OECD’s Paper on Digital Disruption in Banking and its Impact on Competition
OECD’s newly-published paper titled “Digital Disruption in Banking and its Impact on Competition” analyses the possible strategies of the players involved—incumbents, FinTech and BigTech firms—and the role of regulation. In its paper, OECD states that the industry is facing radical transformation and restructuring, as well as a move toward a customer-centric platform-based model. According to OECD, competition will increase as new players enter the industry, but the long-term impact is more open, and regulation shall decisively influence to what extent BigTech shall enter the industry and who shall be the dominant players. Pursuant to OECD’s view, the challenge for regulators will be to keep a level playing field that strikes the right balance between fostering innovation and preserving financial stability where the consumer protection concerns rise to the forefront.
In this executive summary, highlights of OECD’s “Digital Disruption in Banking and its Impact on Competition” paper shall be presented. Firstly, the report lists the current supply and demand drivers within the field of financial services which have been transformed due to the digital disruption. Then, OECD makes a comparison between FinTechs, BigTechs and banks by their advantages and disadvantages while keeping in mind the “effectiveness” criterion. After analysing the current situation between these stakeholders, OECD puts on table whether the dynamics between them should be competitive or more tend to co-operation. Following this section, relation between competition and regulation is discussed by OECD. Lastly, financial stability implications of this digital disruption are presented. OECD has specified several sources of risk which have emerged with the entry of FinTech and BigTech firms into the banking sector.
II. Supply and Demand Drivers of Digital Disruption
OECD underlines the fact that the digital disruption in the financial sector is driven by factors both on the supply side -mostly technological developments- and on the demand side, accompanied by changes in consumer expectations of service.
OECD lists and makes comment on relevant factors on the technological supply side as follows; (a) APIs enable software applications to share data and functionality and represent a remedy for markets with high switching costs, increasing contestability as they help consumers compare product and service offers, (b) cloud computing has been used for customer relationship management, human resources, and financial accounting and is being tested for use in consumer payments, credit scoring, statements, and billing.
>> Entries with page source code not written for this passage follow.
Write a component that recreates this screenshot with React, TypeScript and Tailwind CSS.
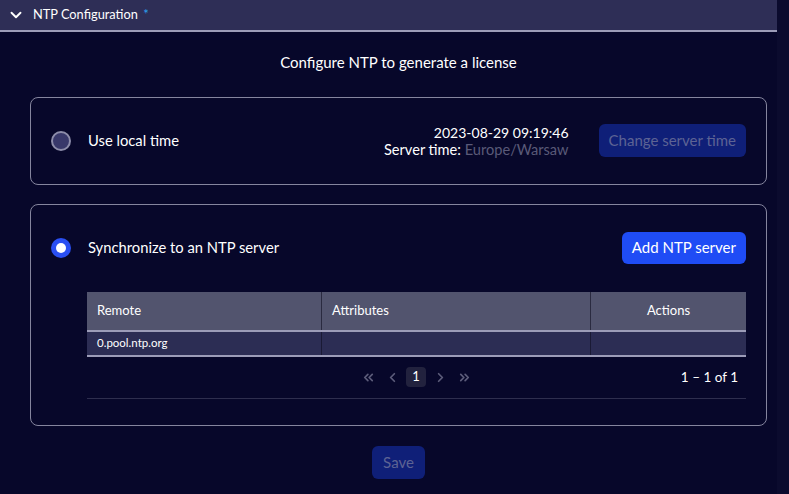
import { ChevronDown, ChevronLeft, ChevronRight, ChevronsLeft, ChevronsRight } from "lucide-react";

function Radio({ checked }: { checked?: boolean }) {
  if (checked) {
    return (
      <span className="flex h-5 w-5 items-center justify-center rounded-full bg-[#2a4ff2]">
        <span className="h-[10px] w-[10px] rounded-full bg-white" />
      </span>
    );
  }
  return <span className="h-5 w-5 rounded-full border-2 border-[#8d8daa] bg-[#38386a]" />;
}

export default function App() {
  return (
    <div className="flex h-[494px] w-[789px] bg-[#07072a] font-['Lato',sans-serif] text-white">
      <div className="flex w-[777px] flex-col">
        <div className="flex h-[32px] items-center gap-[8px] border-b-2 border-[#9c9cb8] bg-[#2e2e56] pl-[7px]">
          <ChevronDown size={18} strokeWidth={2.5} className="text-white" />
          <span className="text-[12.8px]">
            NTP Configuration <span className="ml-[2px] text-[#2ba5f0]">*</span>
          </span>
        </div>

        <div className="ml-[30px] mr-[10px] flex flex-col">
          <h1 className="mt-[19px] text-center text-[15px]">Configure NTP to generate a license</h1>

          <div className="mt-[23px] flex h-[88px] items-center rounded-lg border border-[#85859e] px-[20px]">
            <Radio />
            <span className="ml-[17px] text-[14.75px]">Use local time</span>
            <div className="ml-auto flex flex-col items-end leading-[17px]">
              <span className="text-[14px]">2023-08-29 09:19:46</span>
              <span className="text-[14.6px]">
                Server time: <span className="text-[#5a5a78]">Europe/Warsaw</span>
              </span>
            </div>
            <button className="ml-[30px] h-[33px] rounded-md bg-[#0f1f78] px-[10px] text-[15px] text-[#5d6394]">
              Change server time
            </button>
          </div>

          <div className="mt-[19px] flex flex-col rounded-lg border border-[#85859e] px-[20px] pb-[26px] pt-[27px]">
            <div className="flex items-center">
              <Radio checked />
              <span className="ml-[17px] text-[14.75px]">Synchronize to an NTP server</span>
              <button className="ml-auto h-[32px] rounded-md bg-[#1f4cf5] px-[10px] text-[15px]">Add NTP server</button>
            </div>

            <div className="ml-[36px] mt-[28px]">
              <div className="grid grid-cols-[235px_269px_1fr] border-b-2 border-[#9c9cb8] bg-[#52546e] text-[13px]">
                <div className="flex h-[38px] items-center border-r border-[#2a2a40] pl-[10px]">Remote</div>
                <div className="flex h-[38px] items-center border-r border-[#2a2a40] pl-[10px]">Attributes</div>
                <div className="flex h-[38px] items-center justify-center">Actions</div>
              </div>
              <div className="grid grid-cols-[235px_269px_1fr] border-b-2 border-[#9c9cb8] bg-[#2c2d54] text-[11.5px]">
                <div className="flex h-[23px] items-center border-r border-[#1a1a35] pl-[10px]">0.pool.ntp.org</div>
                <div className="border-r border-[#1a1a35]" />
                <div />
              </div>
              <div className="flex h-[42px] items-center border-b border-[#2e2e4e]">
                <div className="ml-[274px] flex items-center text-[#5c5c7a]">
                  <ChevronsLeft size={15} strokeWidth={2.75} />
                  <ChevronLeft size={15} strokeWidth={2.75} className="ml-[9px]" />
                  <span className="ml-[6px] flex h-[20px] w-[20px] items-center justify-center rounded bg-[#22223e] text-[13px] text-white">
                    1
                  </span>
                  <ChevronRight size={15} strokeWidth={2.75} className="ml-[7px]" />
                  <ChevronsRight size={15} strokeWidth={2.75} className="ml-[9px]" />
                </div>
                <span className="ml-auto mr-[8px] text-[13.5px]">1 – 1 of 1</span>
              </div>
            </div>
          </div>

          <div className="mt-[20px] flex justify-center">
            <button className="h-[33px] rounded-md bg-[#0f1f78] px-[11px] text-[15px] text-[#5d6394]">Save</button>
          </div>
        </div>
      </div>
      <div className="flex-1 bg-[#0b0b2e]" />
    </div>
  );
}
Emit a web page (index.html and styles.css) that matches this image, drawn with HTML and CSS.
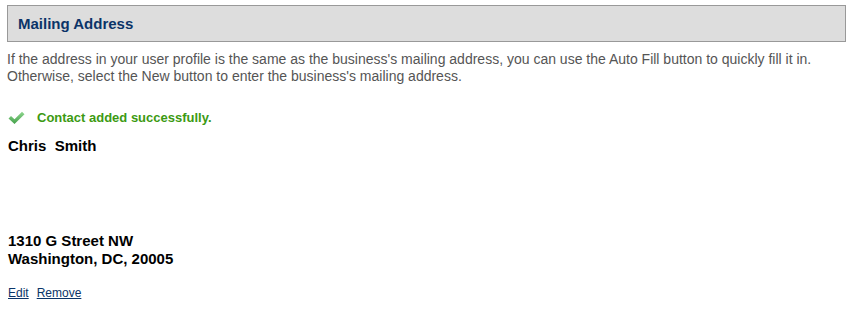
FILE: index.html
```html
<!DOCTYPE html>
<html>
<head>
<meta charset="utf-8">
<link rel="stylesheet" href="styles.css">
</head>
<body>
<div class="page">
  <div class="section-head"><h2 class="section-title">Mailing Address</h2></div>
  <p class="intro">If the address in your user profile is the same as the business's mailing address, you can use the Auto Fill button to quickly fill it in. Otherwise, select the New button to enter the business's mailing address.</p>
  <div class="success">
    <svg class="check" width="17" height="14" viewBox="0 0 17 14">
      <defs>
        <linearGradient id="g" x1="0" y1="0" x2="0" y2="1">
          <stop offset="0" stop-color="#8fd68f"/>
          <stop offset="1" stop-color="#44a14a"/>
        </linearGradient>
      </defs>
      <path d="M0.5 7.5 L3 5 L6.5 8.2 L14 0.8 L16.5 3.3 L6.5 13 Z" fill="url(#g)"/>
    </svg>
    <span class="success-text">Contact added successfully.</span>
  </div>
  <div class="name">Chris&nbsp; Smith</div>
  <div class="address">
    <div>1310 G Street NW</div>
    <div>Washington, DC, 20005</div>
  </div>
  <div class="actions"><a href="#" class="link">Edit</a><a href="#" class="link">Remove</a></div>
</div>
</body>
</html>
```
FILE: styles.css
```css
html, body { margin: 0; padding: 0; background: #fff; }
body { font-family: "Liberation Sans", Arial, sans-serif; }
.page { padding: 5px 5px 0 7px; }
.section-head {
  border: 1px solid #999;
  background: #dddddd;
  height: 35px;
  display: flex;
  align-items: center;
  padding-left: 10px;
}
.section-title {
  margin: 0;
  font-size: 15px;
  font-weight: bold;
  color: #0b3468;
}
.intro {
  margin: 9px 0 0 0;
  font-size: 14px;
  line-height: 17px;
  color: #555;
}
.success {
  display: flex;
  align-items: center;
  margin-top: 25px;
  padding-left: 1px;
}
.check { display: block; }
.success-text {
  margin-left: 12px;
  font-size: 13px;
  font-weight: bold;
  color: #3c9a12;
}
.name {
  margin-top: 12px;
  font-size: 15px;
  font-weight: bold;
  color: #000;
  padding-left: 1px;
}
.address {
  margin-top: 78px;
  font-size: 15px;
  line-height: 18px;
  font-weight: bold;
  color: #000;
  padding-left: 1px;
}
.actions {
  margin-top: 18px;
  display: flex;
  gap: 8px;
  padding-left: 1px;
}
.link {
  font-size: 12px;
  color: #0b3468;
  text-decoration: underline;
}
```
Both APIs and cloud computing, if not securely managed or properly monitored, can give rise to new risks, endangering market structure stability, (c) smartphones capture the client interface with multiple functions including payments (i.e., digital wallets), money transfers, and online shopping. Digital wallets are among the fastest growing technology markets, (d) digital currencies may threaten the banking sector with disintermediation if substantial retail deposits were to move to e-money providers. In that case, a crucial issue will be whether e-money providers will have access to central bank reserves, deposit insurance, and/or the lender of last resort, (e) blockchain technology provides a means to achieve a decentralized consensus and may enlarge the space of potential contracts with so-called smart contracts, which can be enforced without the need for a third party.
According to OECD, demand-side drivers are linked to the greater service expectations of the mobile generation and higher customer expectations result from the digitization of commerce and the real-time transacting capability of internet-connected devices offering greater convenience, higher speed, and better user-friendliness of financial services employed by Uber, Amazon, and the like.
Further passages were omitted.